I’ve always had a fascination with true crime. Being a child of the 80s, I grew up watching every TV movie/miniseries imaginable “based on a true story,” and for whatever reason, my favorites were always the ones chronicling crime.
It’s only fitting that I write suspense novels.
These days, I tend to watch a lot of true crime cable shows, and find there are certain ones I’ve really cottoned to. So, here are my Top Five Favorite True Crime Shows:
Scorned: Love Kills (Investigation Discovery)
Maybe it’s because I write about love gone wrong that I like this show so much. There’s usually a love triangle, lots of illicit sex and a fatal ending. And that theme song is just beyond.

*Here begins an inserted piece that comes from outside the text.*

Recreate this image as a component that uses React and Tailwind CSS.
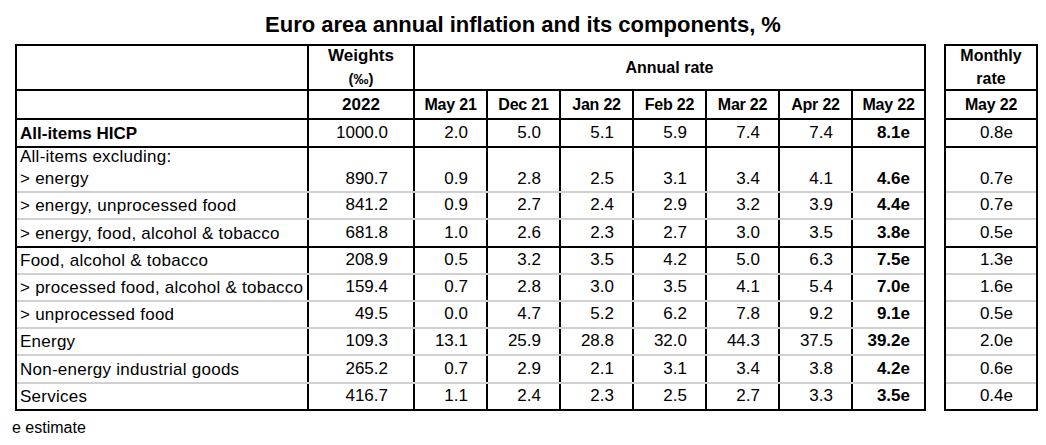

“Snapped” debuted in 2004 and I’ll go out on a limb by saying it probably birthed 90 percent of the true crime shows out there today. “Snapped” usually features a woman “snapping” and murdering someone; her boyfriend, husband, girlfriend, romantic rivals, even co-workers. The motives range from greed to jealousy. True story; the murder of my father’s former grad school professor was featured on an episode. Read about it here.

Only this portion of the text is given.